Problem extracting multiple events from XML


#1

Hello,

I've been struggling with this for a few days now and have been trolling endlessly in the community for some complete examples to help me out.

I am currently have a problem trying to parse all the events from my XML file that contains many events.

I'm attaching a copy of what I have at work, in hopes someone sees something that I am missing. My problem is that I only get 1 event parsed (the first one) and all the others are not showing up.

I'm using logstash version 6.3.2 and below are the details.

Thanks,
Dean

logstash_test.conf

input {
  file {
    path => "/data/in/test/sample.xml"
    start_position => "beginning"
    sincedb_path => "/dev/null"
    codec => multiline
    {
      pattern => "<element>"
      what => "previous"
      negate => "true"
    }
  }
}

filter {
  mutate {
    gsub => [
      "message", "[\r\n]", ""
    ]
  }
}

filter {
  xml {
    source => "message"
    store_xml => "false"
    remove_namespaces => "true"
    xpath => [
        "/element", "element"
    ]
  }
  
  if [element] {
    split {
      field => "element"
    }
	
    xml {
      source => "element"
      store_xml => "false"
      xpath => [
        "/element/field1/text()", "field1",
        "/element/field2/text()", "field2",
        "/element/field3/text()", "field3"
      ]
    }
	
    mutate {
        remove_field => ["message", "element"]
    }
  }
}

output {
  stdout { codec => rubydebug }
}

Sample XML

<?xml version="1.0" encoding="UTF-8"?><element type="INSTANCE"><field1>001</field1><field2>ready</field2><field3>local</field3></element><element type="INSTANCE"><field1>002</field1><field2>pause</field2><field3>local</field3></element><element type="INSTANCE"><field1>003</field1><field2>starting</field2><field3>remote</field3></element>

Pretty version for viewing. The file is actually one long line, but some of the fields have embedded carriage returns.

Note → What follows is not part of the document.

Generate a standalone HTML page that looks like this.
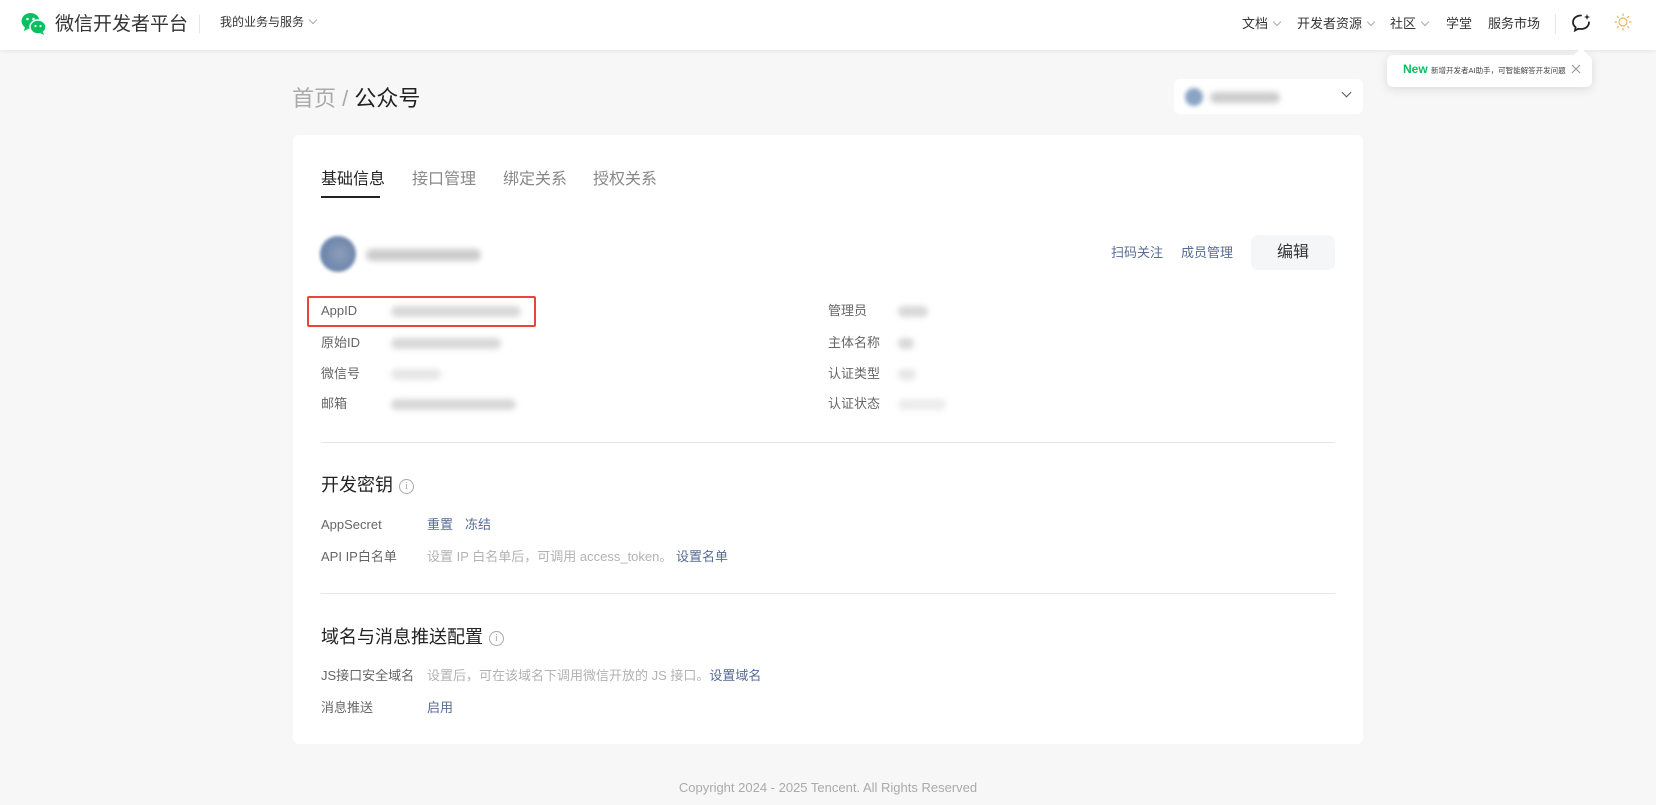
<!DOCTYPE html>
<html><head><meta charset="utf-8"><style>
*{margin:0;padding:0;box-sizing:border-box}
body{width:1656px;height:805px;background:#f7f7f7;font-family:"Liberation Sans","Noto Sans CJK SC",sans-serif;position:relative;overflow:hidden;color:#333}
.a{position:absolute;white-space:nowrap}
.hdr{position:absolute;left:0;top:0;width:1656px;height:50px;background:#fff;box-shadow:0 1px 4px rgba(0,0,0,.08)}
.nav{font-size:13px;color:#333;top:13px}
.car{display:inline-block;width:6px;height:6px;border-right:1px solid #aaa;border-bottom:1px solid #aaa;transform:rotate(45deg);margin-left:6px;position:relative;top:-3px}
.card{position:absolute;left:293px;top:135px;width:1070px;height:609px;background:#fff;border-radius:6px}
.lbl{font-size:13px;color:#666;line-height:18px}
.blur{position:absolute;height:11px;background:#d8d8d8;border-radius:6px;filter:blur(3px)}
.lnk{color:#576b95;font-size:13px;line-height:18px}
.gray{color:#b2b2b2;font-size:13px;line-height:18px}
.hr{position:absolute;left:321px;width:1014px;height:1px;background:#e7e7e7}
.ic{display:inline-block;width:15px;height:15px;border:1px solid #aaa;border-radius:50%;font-size:10px;color:#aaa;text-align:center;line-height:13px;margin-left:6px;vertical-align:2px;font-family:"Liberation Serif",serif}
</style></head><body>
<div class="hdr"></div>
<svg class="a" style="left:21px;top:12px" width="26" height="24" viewBox="0 0 26 24"><ellipse cx="9.5" cy="9" rx="9" ry="8" fill="#07c160"/><path d="M4 15l-1 4 4-2z" fill="#07c160"/><ellipse cx="17" cy="15" rx="8" ry="7" fill="#07c160" stroke="#fff" stroke-width="1.5"/><path d="M22 20l1 3-4-2z" fill="#07c160"/><circle cx="6.5" cy="7" r="1.3" fill="#fff"/><circle cx="12.5" cy="7" r="1.3" fill="#fff"/><circle cx="14.5" cy="14" r="1.1" fill="#fff"/><circle cx="19.5" cy="14" r="1.1" fill="#fff"/></svg>
<div class="a" style="left:55px;top:9px;font-size:19px;color:#333">微信开发者平台</div>
<div class="a" style="left:199px;top:15px;width:1px;height:18px;background:#e5e5e5"></div>
<div class="a" style="left:220px;top:13px;font-size:12px;color:#333">我的业务与服务<span class="car"></span></div>
<div class="a nav" style="left:1242px">文档<span class="car"></span></div>
<div class="a nav" style="left:1297px">开发者资源<span class="car"></span></div>
<div class="a nav" style="left:1390px">社区<span class="car"></span></div>
<div class="a nav" style="left:1446px">学堂</div>
<div class="a nav" style="left:1488px">服务市场</div>
<div class="a" style="left:1555px;top:14px;width:1px;height:20px;background:#e5e5e5"></div>
<svg class="a" style="left:1570px;top:12px" width="22" height="22" viewBox="0 0 22 22"><path d="M11 3.5C6.3 3.5 3 6.5 3 10.3c0 2 1 3.7 2.6 4.9L5 18.5l3.5-1.8c.8.2 1.6.3 2.5.3 4.7 0 8-3 8-6.7" fill="none" stroke="#222" stroke-width="1.8" stroke-linecap="round"/><path d="M17 2l.8 2.2L20 5l-2.2.8L17 8l-.8-2.2L14 5l2.2-.8z" fill="#222"/></svg>
<svg class="a" style="left:1613px;top:12px" width="20" height="20" viewBox="0 0 20 20" fill="none" stroke="#f0b35c" stroke-width="1.2"><circle cx="10" cy="10" r="4"/><path d="M10 1.5v2.5M10 16v2.5M1.5 10h2.5M16 10h2.5M4 4l1.7 1.7M14.3 14.3L16 16M4 16l1.7-1.7M14.3 5.7L16 4"/></svg>
<!-- popup -->
<div class="a" style="left:1387px;top:55px;width:205px;height:32px;background:#fff;border-radius:6px;box-shadow:0 2px 10px rgba(0,0,0,.12)"></div>
<div class="a" style="left:1576px;top:50px;width:10px;height:10px;background:#fff;transform:rotate(45deg)"></div>
<div class="a" style="left:1403px;top:62px;font-size:12px;color:#07c160;font-weight:bold">New <span style="font-size:7.5px;color:#444;font-weight:normal">新增开发者AI助手，可智能解答开发问题</span></div>
<svg class="a" style="left:1571px;top:64px" width="10" height="10" viewBox="0 0 10 10"><path d="M1 1l8 8M9 1l-8 8" stroke="#999" stroke-width="1.1"/></svg>
<!-- breadcrumb -->
<div class="a" style="left:292px;top:81px;font-size:22px;color:#aaa">首页 / <span style="color:#222">公众号</span></div>
<div class="a" style="left:1174px;top:79px;width:189px;height:35px;background:#fff;border-radius:6px"></div>
<div class="a" style="left:1185px;top:88px;width:18px;height:18px;border-radius:50%;background:#8aa4c4;filter:blur(2px)"></div>
<div class="blur" style="left:1210px;top:92px;width:70px;background:#ccc"></div>
<div class="a" style="left:1343px;top:89px;width:7px;height:7px;border-right:1.3px solid #555;border-bottom:1.3px solid #555;transform:rotate(45deg)"></div>
<div class="card"></div>
<!-- tabs -->
<div class="a" style="left:321px;top:165px;font-size:16px;color:#222">基础信息</div>
<div class="a" style="left:321px;top:196px;width:59px;height:2px;background:#222"></div>
<div class="a" style="left:412px;top:165px;font-size:16px;color:#888">接口管理</div>
<div class="a" style="left:503px;top:165px;font-size:16px;color:#888">绑定关系</div>
<div class="a" style="left:593px;top:165px;font-size:16px;color:#888">授权关系</div>
<!-- profile -->
<div class="a" style="left:320px;top:236px;width:36px;height:36px;border-radius:50%;background:radial-gradient(circle at 55% 50%,#8d9db8,#5b7aa6);filter:blur(1.5px)"></div>
<div class="blur" style="left:366px;top:249px;width:115px;height:12px;background:#ccc"></div>
<div class="a lnk" style="left:1111px;top:244px">扫码关注</div>
<div class="a lnk" style="left:1181px;top:244px">成员管理</div>
<div class="a" style="left:1251px;top:235px;width:84px;height:35px;background:#f5f6f8;border-radius:7px;text-align:center;line-height:35px;font-size:16px;color:#333">编辑</div>
<!-- info rows -->
<div class="a lbl" style="left:321px;top:302px">AppID</div>
<div class="blur" style="left:391px;top:306px;width:130px"></div>
<div class="a lbl" style="left:321px;top:334px">原始ID</div>
<div class="blur" style="left:391px;top:338px;width:110px"></div>
<div class="a lbl" style="left:321px;top:365px">微信号</div>
<div class="blur" style="left:391px;top:369px;width:50px;background:#e6e6e6"></div>
<div class="a lbl" style="left:321px;top:395px">邮箱</div>
<div class="blur" style="left:391px;top:399px;width:125px"></div>
<div class="a" style="left:307px;top:296px;width:229px;height:31px;border:2px solid #e8453c;border-radius:2px"></div>
<div class="a lbl" style="left:828px;top:302px">管理员</div>
<div class="blur" style="left:898px;top:306px;width:30px"></div>
<div class="a lbl" style="left:828px;top:334px">主体名称</div>
<div class="blur" style="left:898px;top:338px;width:16px"></div>
<div class="a lbl" style="left:828px;top:365px">认证类型</div>
<div class="blur" style="left:898px;top:369px;width:18px;background:#e6e6e6"></div>
<div class="a lbl" style="left:828px;top:395px">认证状态</div>
<div class="blur" style="left:898px;top:399px;width:48px;background:#ececec"></div>
<div class="hr" style="top:442px"></div>
<div class="a" style="left:321px;top:471px;font-size:18px;color:#222">开发密钥<span class="ic">i</span></div>
<div class="a lbl" style="left:321px;top:516px">AppSecret</div>
<div class="a lnk" style="left:427px;top:516px">重置</div>
<div class="a lnk" style="left:465px;top:516px">冻结</div>
<div class="a lbl" style="left:321px;top:548px">API IP白名单</div>
<div class="a gray" style="left:427px;top:548px">设置 IP 白名单后，可调用 access_token。 <span class="lnk">设置名单</span></div>
<div class="hr" style="top:593px"></div>
<div class="a" style="left:321px;top:623px;font-size:18px;color:#222">域名与消息推送配置<span class="ic">i</span></div>
<div class="a lbl" style="left:321px;top:667px">JS接口安全域名</div>
<div class="a gray" style="left:427px;top:667px">设置后，可在该域名下调用微信开放的 JS 接口。<span class="lnk">设置域名</span></div>
<div class="a lbl" style="left:321px;top:699px">消息推送</div>
<div class="a lnk" style="left:427px;top:699px">启用</div>
<div class="a" style="left:0;width:1656px;text-align:center;top:780px;font-size:13px;color:#aaa">Copyright 2024 - 2025 Tencent. All Rights Reserved</div>
</body></html>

<?xml version="1.0" encoding="UTF-8"?>
<element type="INSTANCE">
  <field1>001</field1>
  <field2>ready</field2>
  <field3>local</field3>
</element>
<element type="INSTANCE">
  <field1>002</field1>
  <field2>pause</field2>
  <field3>local</field3>
</element>
<element type="INSTANCE">
  <field1>003</field1>
  <field2>starting</field2>
  <field3>remote</field3>
</element>

Expected output

This will actually be written to Elasticsearch, but I want to verify I can make this work first

{
  "field1" => "001",
  "field2" => "ready",
  "field3" => "local"
},
{
  "field1" => "002",
  "field2" => "pause",
  "field3" => "local"
}
{
  "field1" => "003",
  "field2" => "starting",
  "field3" => "remote"
}

But all I am currently seeing is:
{
"field1" => "001",
"field2" => "ready",
"field3" => "local"
}


(system) #2

This topic was automatically closed 28 days after the last reply. New replies are no longer allowed.